The first part of ‘the second volume’ comprises the sheets of three plays printed in 1631 by John Beale for Robert Allott, Bartholemew Fair, The Staple of News, and The Devil is an Ass; these were probably intended to be sold as a supplement to the 1616 Workes (there are individual title-pages dated 1631 but no general title-page was issued at the time). Before his death in 1640 Jonson delivered manuscripts of his unpublished late plays (The Magnetick Lady, A Tale of a Tub, and The sad Shepherd), masques, The Under-woods and other poems, and a few other pieces not before printed to Kenelm Digby, who entrusted them to the publisher Thomas Walkley. These pieces form the second, third, and fourth parts of ‘The second Volume’, and are usually referred to collectively as ‘volume III’. By now Richard Meighen owned the uncirculated stock of the three 1631 plays, and he joined them with Walkley’s larger text, having prefixed a 1640 general title-page.
Provenance:
1. The Workes 1616 with the inscription of John Newdigate (1600–1642) MP, thence by descent within the family, with the bookplates of his nephew Sir Richard Newdigate (1644–1710) (dated 1709), and the latter’s grandson Sir Roger Newdigate (1719–1806).
2. With a series of Arbury shelfmarks on the title-page and fore-edge, early twentieth-century ‘Arbury Library’ booklabel; lot 164 in the Arbury sale of 22-23 January 1920 at Sotheby, Wilkinson & Hodge, the library bought en bloc by G.D. Smith and many items sold to Huntington.
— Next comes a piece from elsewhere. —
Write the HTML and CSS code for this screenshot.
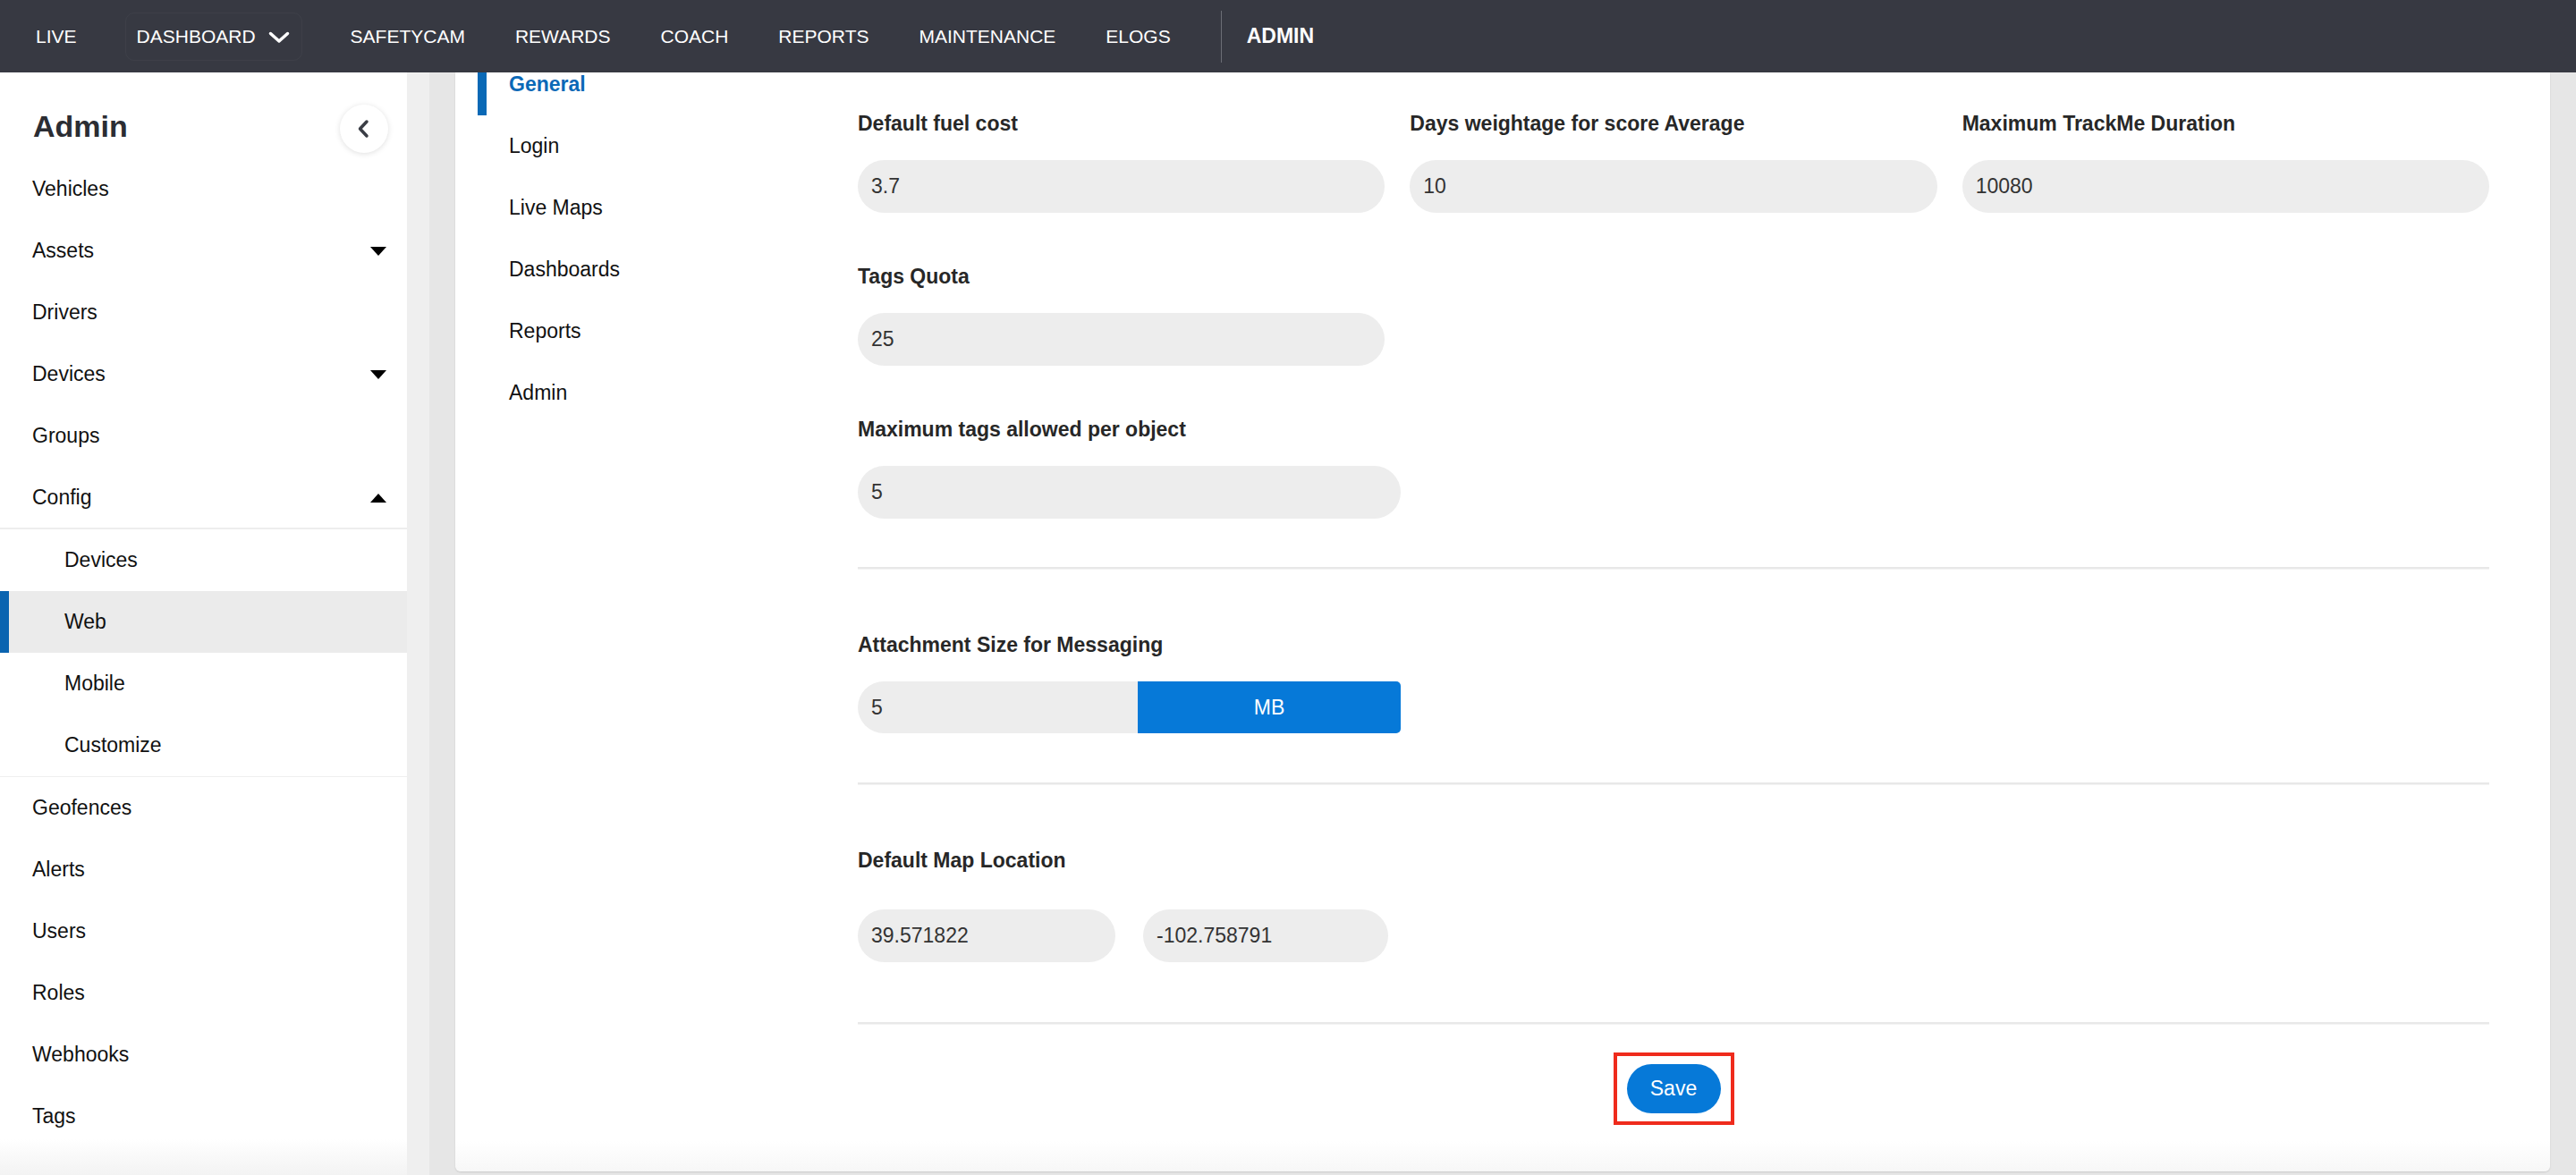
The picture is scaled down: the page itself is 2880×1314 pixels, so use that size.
FILE: index.html
```html
<!DOCTYPE html>
<html lang="en">
<head>
    <meta charset="UTF-8">
    <meta name="viewport" content="width=device-width, initial-scale=1.0">
    <title>Admin - Config - Web</title>
    <link rel="stylesheet" href="styles.css">
</head>
<body>
    <!-- Top navigation -->
    <nav class="topnav">
        <a class="nav-link">LIVE</a>
        <a class="nav-link nav-dropdown">DASHBOARD
            <svg class="nav-chevron" width="24" height="14" viewBox="0 0 24 14"><path d="M2.5 2.5 L12 11 L21.5 2.5" fill="none" stroke="#fff" stroke-width="3.5" stroke-linecap="round" stroke-linejoin="round"/></svg>
        </a>
        <a class="nav-link">SAFETYCAM</a>
        <a class="nav-link">REWARDS</a>
        <a class="nav-link">COACH</a>
        <a class="nav-link">REPORTS</a>
        <a class="nav-link">MAINTENANCE</a>
        <a class="nav-link">ELOGS</a>
        <a class="nav-link nav-admin">ADMIN</a>
    </nav>

    <div class="layout">
        <!-- Left sidebar -->
        <aside class="sidebar">
            <div class="sidebar-head">
                <h1>Admin</h1>
                <button class="collapse-btn">
                    <svg width="14" height="22" viewBox="0 0 14 22"><path d="M11 3 L3.5 11 L11 19" fill="none" stroke="#3a3d45" stroke-width="3.5" stroke-linecap="round" stroke-linejoin="round"/></svg>
                </button>
            </div>
            <a class="side-item">Vehicles</a>
            <a class="side-item">Assets <span class="caret-down"></span></a>
            <a class="side-item">Drivers</a>
            <a class="side-item">Devices <span class="caret-down"></span></a>
            <a class="side-item">Groups</a>
            <a class="side-item">Config <span class="caret-up"></span></a>
            <div class="side-sub">
                <a class="side-item sub">Devices</a>
                <a class="side-item sub active">Web</a>
                <a class="side-item sub">Mobile</a>
                <a class="side-item sub">Customize</a>
            </div>
            <a class="side-item">Geofences</a>
            <a class="side-item">Alerts</a>
            <a class="side-item">Users</a>
            <a class="side-item">Roles</a>
            <a class="side-item">Webhooks</a>
            <a class="side-item">Tags</a>
        </aside>
        <div class="gutter"></div>

        <!-- Main panel -->
        <main class="panel">
            <ul class="subnav">
                <li class="active">General</li>
                <li>Login</li>
                <li>Live Maps</li>
                <li>Dashboards</li>
                <li>Reports</li>
                <li>Admin</li>
            </ul>

            <form class="settings">
                <div class="row3">
                    <div class="field">
                        <label>Default fuel cost</label>
                        <input type="text" class="pill-input" value="3.7">
                    </div>
                    <div class="field">
                        <label>Days weightage for score Average</label>
                        <input type="text" class="pill-input" value="10">
                    </div>
                    <div class="field">
                        <label>Maximum TrackMe Duration</label>
                        <input type="text" class="pill-input" value="10080">
                    </div>
                </div>

                <div class="field narrow spaced">
                    <label>Tags Quota</label>
                    <input type="text" class="pill-input" value="25">
                </div>

                <div class="field wide spaced">
                    <label>Maximum tags allowed per object</label>
                    <input type="text" class="pill-input" value="5">
                </div>

                <hr class="divider first">

                <div class="field wide">
                    <label>Attachment Size for Messaging</label>
                    <div class="input-group">
                        <input type="text" class="pill-input group-input" value="5">
                        <button type="button" class="unit-btn">MB</button>
                    </div>
                </div>

                <hr class="divider second">

                <div class="field">
                    <label class="loose">Default Map Location</label>
                    <div class="coords">
                        <input type="text" class="pill-input lat" value="39.571822">
                        <input type="text" class="pill-input lng" value="-102.758791">
                    </div>
                </div>

                <hr class="divider third">

                <div class="save-row">
                    <span class="highlight-box">
                        <button type="button" class="save-btn">Save</button>
                    </span>
                </div>
            </form>
        </main>
        <div class="right-gutter"></div>
    </div>
</body>
</html>
```

FILE: styles.css
```css
html, body {
    margin: 0;
    height: 100%;
}

body {
    background-color: #e6e6e6;
    font-family: "Liberation Sans", Arial, sans-serif;
    display: flex;
    flex-direction: column;
    overflow: hidden;
}

/* top bar */
.topnav {
    height: 81px;
    flex: none;
    background-color: #373942;
    display: flex;
    align-items: center;
    padding-left: 12px;
}

.nav-link {
    color: #fff;
    font-size: 21px;
    padding: 0 28px;
    white-space: nowrap;
}

.nav-dropdown {
    display: flex;
    align-items: center;
    height: 52px;
    padding: 0 13px 0 12px;
    margin: 0 26px;
    border: 1px solid rgba(255, 255, 255, 0.035);
    border-radius: 10px;
}

.nav-chevron {
    margin-left: 14px;
    margin-top: 2px;
}

.nav-admin {
    font-weight: bold;
    font-size: 23px;
    height: 58px;
    display: flex;
    align-items: center;
    border-left: 1px solid #6c6e75;
    margin-left: 28px;
    padding-left: 28px;
}

.layout {
    flex: 1;
    display: flex;
    min-height: 0;
}

/* sidebar */
.sidebar {
    width: 455px;
    flex: none;
    background: linear-gradient(to bottom, #fff calc(100% - 40px), #f3f3f3);
}

.sidebar-head {
    height: 72px;
    padding: 24px 21px 0 37px;
    display: flex;
    align-items: center;
    justify-content: space-between;
}

.sidebar-head h1 {
    margin: 0;
    font-size: 34px;
    color: #2b2d33;
}

.collapse-btn {
    width: 54px;
    height: 54px;
    border-radius: 50%;
    border: none;
    background-color: #fff;
    box-shadow: 0 1px 6px rgba(0, 0, 0, 0.13);
    display: flex;
    align-items: center;
    justify-content: center;
    padding: 0 2px 0 0;
    margin-top: 6px;
}

.side-item {
    height: 69px;
    display: flex;
    align-items: center;
    justify-content: space-between;
    padding: 0 23px 0 36px;
    font-size: 23px;
    color: #111;
}

.side-sub {
    border-top: 2px solid #ededed;
    border-bottom: 1px solid #efefef;
    margin-top: -1px;
}

.side-item.sub {
    padding-left: 72px;
    height: 69px;
}

.side-item.active {
    background-color: #ebebeb;
    box-shadow: inset 10px 0 0 #0a64b0;
}

.caret-down {
    width: 0;
    height: 0;
    border-left: 9.5px solid transparent;
    border-right: 9.5px solid transparent;
    border-top: 10px solid #000;
}

.caret-up {
    width: 0;
    height: 0;
    border-left: 9.5px solid transparent;
    border-right: 9.5px solid transparent;
    border-bottom: 10px solid #000;
}

.gutter {
    width: 25px;
    flex: none;
    background-color: #efefef;
}

.right-gutter {
    width: 29px;
    flex: none;
}

/* main panel */
.panel {
    flex: 1;
    margin: 0 0 4px 29px;
    background: linear-gradient(to bottom, #fff calc(100% - 34px), #f7f7f7);
    border-radius: 0 0 6px 6px;
    box-shadow: 0 1px 2px rgba(0, 0, 0, 0.12);
    display: flex;
    overflow: hidden;
}

.subnav {
    list-style: none;
    margin: -21px 0 0 25px;
    padding: 0;
    width: 425px;
    flex: none;
}

.subnav li {
    height: 69px;
    display: flex;
    align-items: center;
    padding-left: 25px;
    border-left: 10px solid transparent;
    font-size: 23px;
    color: #111;
}

.subnav li.active {
    border-left-color: #0a69b6;
    color: #0b69b7;
    font-weight: bold;
}

.settings {
    flex: 1;
    padding: 43px 68px 0 0;
}

.row3 {
    display: grid;
    grid-template-columns: repeat(3, 1fr);
    gap: 28px;
}

.field label {
    display: block;
    font-size: 23px;
    line-height: 28px;
    font-weight: bold;
    color: #272727;
    margin-bottom: 27px;
}

.field label.loose {
    margin-bottom: 41px;
}

.field.spaced {
    margin-top: 57px;
}

.field.narrow {
    width: 589px;
}

.field.wide {
    width: 607px;
}

.pill-input {
    display: block;
    width: 100%;
    height: 59px;
    box-sizing: border-box;
    border: none;
    border-radius: 30px;
    background-color: #ededed;
    padding: 0 15px;
    font-family: "Liberation Sans", Arial, sans-serif;
    font-size: 23px;
    color: #333;
    outline: none;
}

.input-group {
    display: flex;
    height: 58px;
}

.group-input {
    width: 313px;
    height: 58px;
    border-radius: 30px 0 0 30px;
}

.unit-btn {
    flex: 1;
    border: none;
    border-radius: 0 5px 5px 0;
    background-color: #0679d8;
    color: #fff;
    font-family: "Liberation Sans", Arial, sans-serif;
    font-size: 23px;
}

.coords {
    display: flex;
    gap: 31px;
}

.coords .lat {
    width: 288px;
}

.coords .lng {
    width: 274px;
}

.divider {
    height: 0;
    border: none;
    border-top: 2px solid #e8e8e8;
    border-bottom: 1px solid #f3f3f3;
    margin: 0;
}

.divider.first {
    margin: 54px 0 70px;
}

.divider.second {
    margin: 55px 0 70px;
}

.divider.third {
    margin: 67px 0 0;
}

.save-row {
    text-align: center;
    margin-top: 31px;
}

.highlight-box {
    display: inline-block;
    border: 4px solid #ef2b1c;
    padding: 9px 11px;
    line-height: 0;
}

.save-btn {
    width: 105px;
    height: 55px;
    border: none;
    border-radius: 28px;
    background-color: #0679d8;
    color: #fff;
    font-family: "Liberation Sans", Arial, sans-serif;
    font-size: 23px;
}
```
3. Lillian Barbour Bennett.
4. Christopher Foyle, purchased along with Workes 1631–1640, with eighteenth-century ownership inscription in each volume ‘J Perfect’s Book’.
STC 14751, 14753, and 14754; Greg, III, 1073-1081; Pforzheimer 559 and 560. See Inglis and Johnstone, ‘“The pen looks to be canoniz’d:” John Newdigate III, Author and Scribe’; and Keenan, ‘Staging Roman History, Stuart Politics, and the Duke of Buckingham: The Example of The Emperor’s Favourite’, both in Early Theatre 14:2 (2011).